Kicking up clouds of dust, a team of six horses rumbled past pulling a supply wagon called a caisson.

The Civil War’s first major battle was on July 21, 1861, a clash the Southerners called First Manassas and Northerners called the Battle of Bull Run.

Civilian spectators showed up to watch the inaugural skirmish, which was widely expected to be a Union rout but became a stunning Confederate victory. It signaled what would be a protracted and devastating four-year fight that left an estimated 620,000 dead.

To this day, it remains America’s bloodiest war.

Historical re-enactment events started as a way to remind people that war “is miserable,” according to Dan Leeandel, 48, of Redwood City.

“People forget that,” said Leeandel, who was dressed in the gray-blue wool suit of a Union artilleryman.

The other side on Sunday flew not only the Confederate battle flag but also the first national flag of the Confederacy, the so-called “Stars and Bars,” and as well as a series of other banners, including a mostly white version that was short-lived because without wind it appeared to signal surrender.

President Lincoln, portrayed with beard and 6-foot-4-inch stature by Covina resident Robert Broski, scoffed at a question about the use of the Confederate battle flag in Sunday’s action.

“Do you know where I was born?
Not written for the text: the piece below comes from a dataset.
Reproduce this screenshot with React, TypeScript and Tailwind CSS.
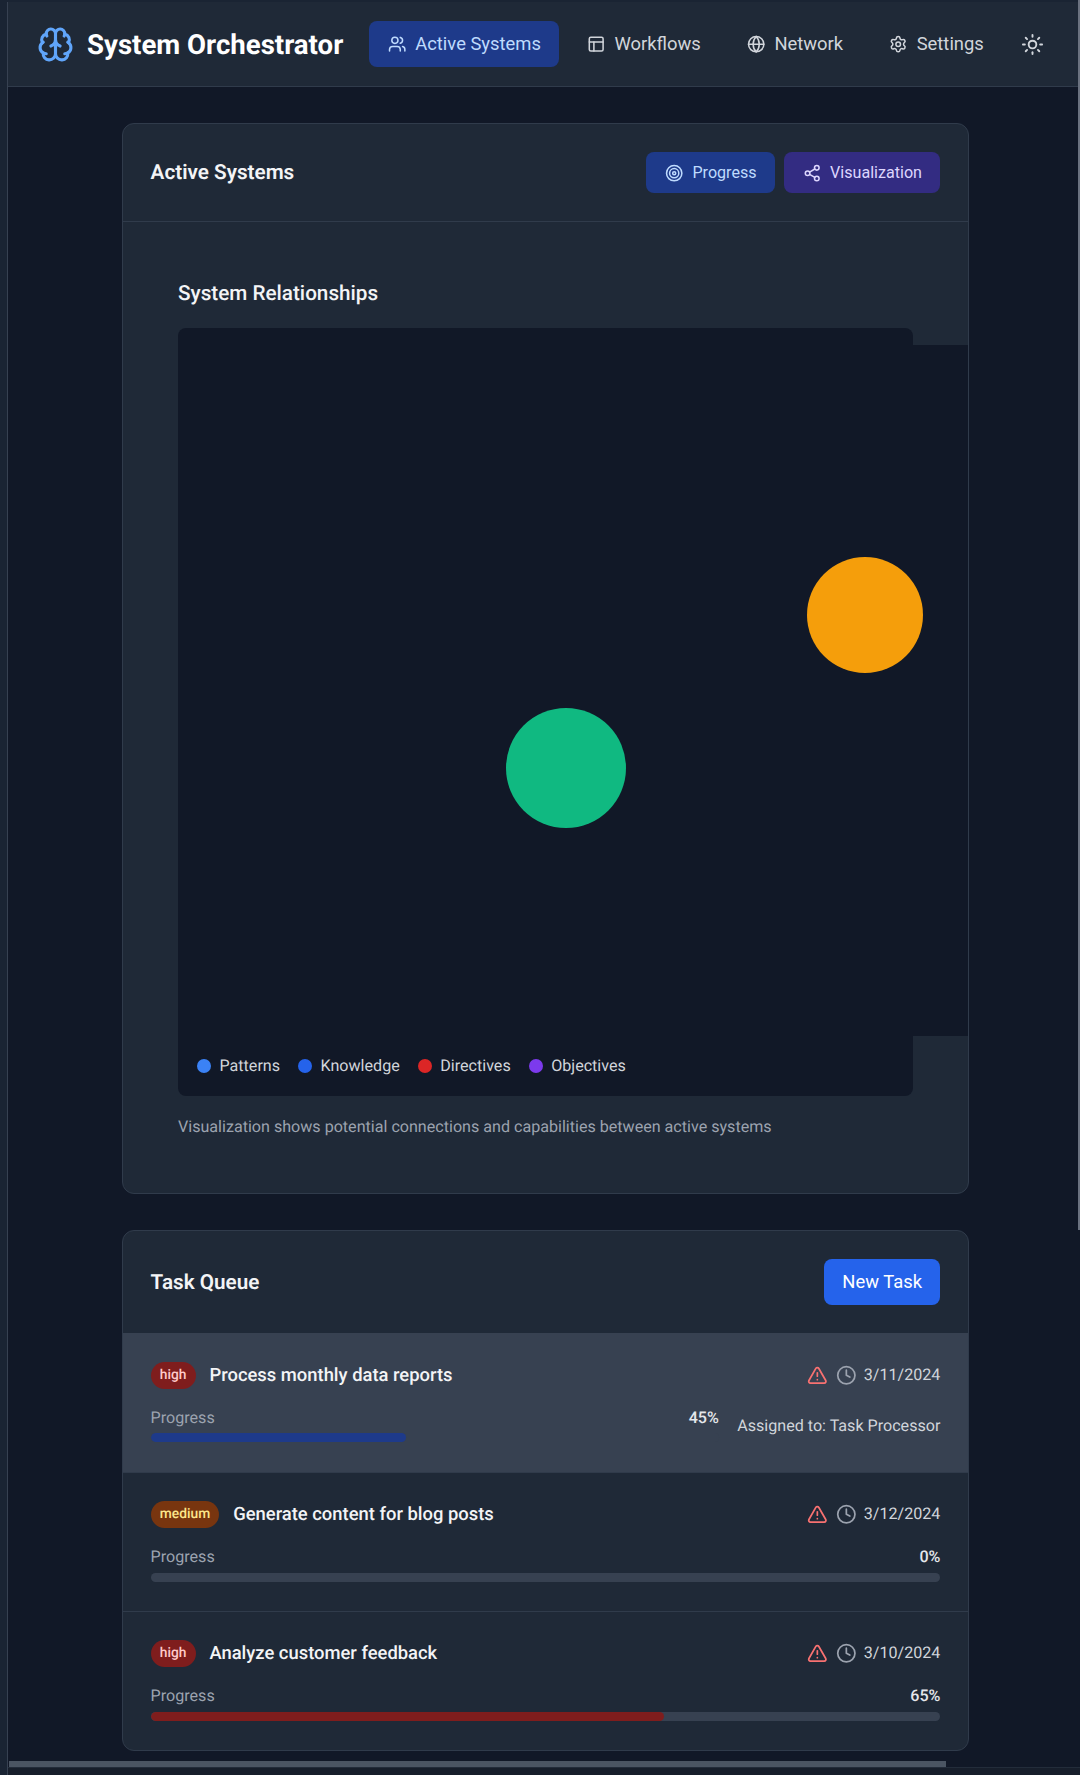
import { AlertTriangle, Clock, Globe, Layout, Settings, Share2, Sun, Target, Users } from "lucide-react";

const NAV = [
  { label: "Workflows", Icon: Layout },
  { label: "Network", Icon: Globe },
  { label: "Settings", Icon: Settings },
];

const LEGEND = [
  { label: "Patterns", color: "bg-[#3b82f6]" },
  { label: "Knowledge", color: "bg-[#2563eb]" },
  { label: "Directives", color: "bg-[#dc2626]" },
  { label: "Objectives", color: "bg-[#7c3aed]" },
];

function BrainIcon() {
  return (
    <svg width="37" height="37" viewBox="0 0 24 24" fill="none" stroke="#60a5fa" strokeWidth="2" strokeLinecap="round" strokeLinejoin="round">
      <path d="M12 5a3 3 0 1 0-5.997.125 4 4 0 0 0-2.526 5.77 4 4 0 0 0 .556 6.588A4 4 0 1 0 12 18Z" />
      <path d="M12 5a3 3 0 1 1 5.997.125 4 4 0 0 1 2.526 5.77 4 4 0 0 1-.556 6.588A4 4 0 1 1 12 18Z" />
      <path d="M15 13a4.5 4.5 0 0 1-3-4 4.5 4.5 0 0 1-3 4" />
      <path d="M17.599 6.5a3 3 0 0 0 .399-1.375" />
      <path d="M6.003 5.125A3 3 0 0 0 6.401 6.5" />
      <path d="M3.477 10.896a4 4 0 0 1 .585-.396" />
      <path d="M19.938 10.5a4 4 0 0 1 .585.396" />
      <path d="M6 18a4 4 0 0 1-1.967-.516" />
      <path d="M19.967 17.484A4 4 0 0 1 18 18" />
    </svg>
  );
}

function Task({ level, title, date, pct, bar, active, assigned }: { level: string; title: string; date: string; pct: number; bar: string; active?: boolean; assigned?: string }) {
  const badge = level === "high" ? "bg-[#7f1d1d] text-[#fecaca]" : "bg-[#78350f] text-[#fde68a]";
  return (
    <div className={`h-[139px] px-[27.6px] ${active ? "bg-[#374151] pt-[29px]" : "border-t border-[#303b4b] pt-[28px]"}`}>
      <div className="flex h-[27px] items-center justify-between">
        <div className="flex items-center gap-[13.8px]">
          <span className={`flex h-[27px] items-center rounded-full px-[9.2px] text-[13.8px] font-medium ${badge}`}>{level}</span>
          <span className="text-[18.4px] font-medium text-[#f3f4f6]">{title}</span>
        </div>
        <div className="flex items-center gap-[7.6px] text-[16.1px] text-[#d1d5db]">
          <AlertTriangle size={20.7} className="text-[#f87171]" />
          <Clock size={20.7} className="text-[#9ca3af]" />
          <span>{date}</span>
        </div>
      </div>
      <div className="mt-[20px] flex gap-[18.4px]">
        <div className="flex-1">
          <div className="flex h-[19px] items-center justify-between text-[16.1px]">
            <span className="text-[#9ca3af]">Progress</span>
            <span className="font-medium text-[#e5e7eb]">{pct}%</span>
          </div>
          <div className={`h-[9.2px] overflow-hidden rounded-full bg-[#374151] ${active ? "mt-[5px]" : "mt-[6px]"}`}>
            <div className={`h-full rounded-full ${bar}`} style={{ width: `${pct}%` }} />
          </div>
        </div>
        {assigned && <div className="mt-[5px] text-[16.1px] text-[#d1d5db]">Assigned to: {assigned}</div>}
      </div>
    </div>
  );
}

export default function App() {
  return (
    <div className="relative h-[1775px] w-full overflow-hidden bg-[#111827] font-['Roboto',sans-serif] [text-rendering:geometricPrecision]">
      <div className="h-[2px] bg-[#1a2433]" />
      <div className="flex h-[1773px]">
        <div className="w-[8px] shrink-0 border-r border-[#374151] bg-[#1a2433]" />
        <div className="min-w-0 flex-1">
          <header className="flex h-[85px] items-center border-b border-[#303b4b] bg-[#1f2937] pl-[29px]">
            <BrainIcon />
            <h1 className="ml-[13px] pt-[2px] text-[27.6px] font-bold text-white">System Orchestrator</h1>
            <nav className="ml-[26px] flex items-center gap-[9.2px] text-[18.4px]">
              <button className="flex h-[46px] items-center gap-[9.2px] rounded-lg bg-[#1e3a8a] px-[18.4px] text-[#bfdbfe]">
                <Users size={18.4} />
                Active Systems
              </button>
              {NAV.map(({ label, Icon }) => (
                <button key={label} className="flex h-[46px] items-center gap-[9.2px] rounded-lg px-[18.4px] text-[#d1d5db]">
                  <Icon size={18.4} />
                  {label}
                </button>
              ))}
              <span className="ml-[9.2px] text-[#d1d5db]">
                <Sun size={23} />
              </span>
            </nav>
          </header>
          <main className="flex flex-col gap-[36px] pl-[114px] pr-[111px] pt-[36px]">
            <section className="h-[1071px] overflow-hidden rounded-xl border border-[#303b4b] bg-[#1f2937]">
              <div className="flex h-[98px] items-center justify-between border-b border-[#303b4b] px-[27.6px]">
                <h2 className="pt-[3px] text-[20.7px] font-semibold text-[#f3f4f6]">Active Systems</h2>
                <div className="flex gap-[9.2px] text-[16.1px]">
                  <button className="flex h-[41px] items-center gap-[9.2px] rounded-lg bg-[#1e3a8a] px-[18.4px] pt-[1px] text-[#bfdbfe]">
                    <Target size={18.4} />
                    Progress
                  </button>
                  <button className="flex h-[41px] items-center gap-[9.2px] rounded-lg bg-[#332c82] px-[18.4px] pt-[1px] text-[#ddd6fe]">
                    <Share2 size={18.4} />
                    Visualization
                  </button>
                </div>
              </div>
              <div className="px-[55px] pt-[59px]">
                <h3 className="text-[20.7px] font-medium leading-[26px] text-[#f3f4f6]">System Relationships</h3>
                <div className="relative mt-[21px] h-[768px] w-[735px] rounded-lg bg-[#111827]">
                  <div className="absolute left-0 top-[17px] h-[691px] w-[900px] bg-[#111827]" />
                  <div className="absolute left-[328px] top-[380px] h-[120px] w-[120px] rounded-full bg-[#10b981]" />
                  <div className="absolute left-[629px] top-[229px] h-[116px] w-[116px] rounded-full bg-[#f59e0b]" />
                  <div className="absolute bottom-[18px] left-[19px] flex gap-[18px] text-[16.1px] text-[#d1d5db]">
                    {LEGEND.map((l) => (
                      <div key={l.label} className="flex items-center gap-[8.5px]">
                        <span className={`h-[14px] w-[14px] rounded-full ${l.color}`} />
                        {l.label}
                      </div>
                    ))}
                  </div>
                </div>
                <p className="mt-[19px] text-[16.1px] text-[#9ca3af]">Visualization shows potential connections and capabilities between active systems</p>
              </div>
            </section>
            <section className="h-[521px] overflow-hidden rounded-xl border border-[#303b4b] bg-[#1f2937]">
              <div className="flex h-[102px] items-center justify-between px-[27.6px]">
                <h2 className="pt-[3px] text-[20.7px] font-semibold text-[#f3f4f6]">Task Queue</h2>
                <button className="h-[46px] rounded-lg bg-[#2563eb] px-[18.4px] text-[18.4px] text-white">New Task</button>
              </div>
              <Task active level="high" title="Process monthly data reports" date="3/11/2024" pct={45} bar="bg-[#1e3a8a]" assigned="Task Processor" />
              <Task level="medium" title="Generate content for blog posts" date="3/12/2024" pct={0} bar="bg-[#78350f]" />
              <Task level="high" title="Analyze customer feedback" date="3/10/2024" pct={65} bar="bg-[#7f1d1d]" />
            </section>
          </main>
        </div>
      </div>
      <div className="absolute right-0 top-0 h-[1230px] w-[2px] bg-[#6b7280]" />
      <div className="absolute bottom-[8px] left-[9px] h-[6px] w-[937px] bg-[#4b5563]" />
      <div className="absolute bottom-0 left-[8px] right-0 h-[8px] border-t border-[#232c3a] bg-[#171e2b]" />
    </div>
  );
}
Kentucky. I am a Southern gentleman. ‘Dixieland’ is still my favorite song,” Broski said.

Price, the Confederate commander for the weekend, said his imagined character was a “fire-breathing, secessionist, pro-slavery plantation owner.”

“All of us obviously oppose slavery. It was a terrible institution,” Price said of the re-enactment participants. “It was rich men that created that war, and for the poor farmers, they felt invaded” by the North.

Price, who graduated from Piner High School in Santa Rosa , said he attended his first Civil War re-enactment as a teenager near Warm Springs Dam and joined the historical army that day in time for the second battle. He said he’s always been on the Confederate side because his family came from the South. He opposed the flag’s removal from the South Carolina State House.

Still, Price said he was proud to say that he has been at Civil War events where audience members were asked to leave because they publicly demonstrated racist views.

“The flag didn’t pull the trigger, a mentally ill kid did,” Price said of the Charleston massacre.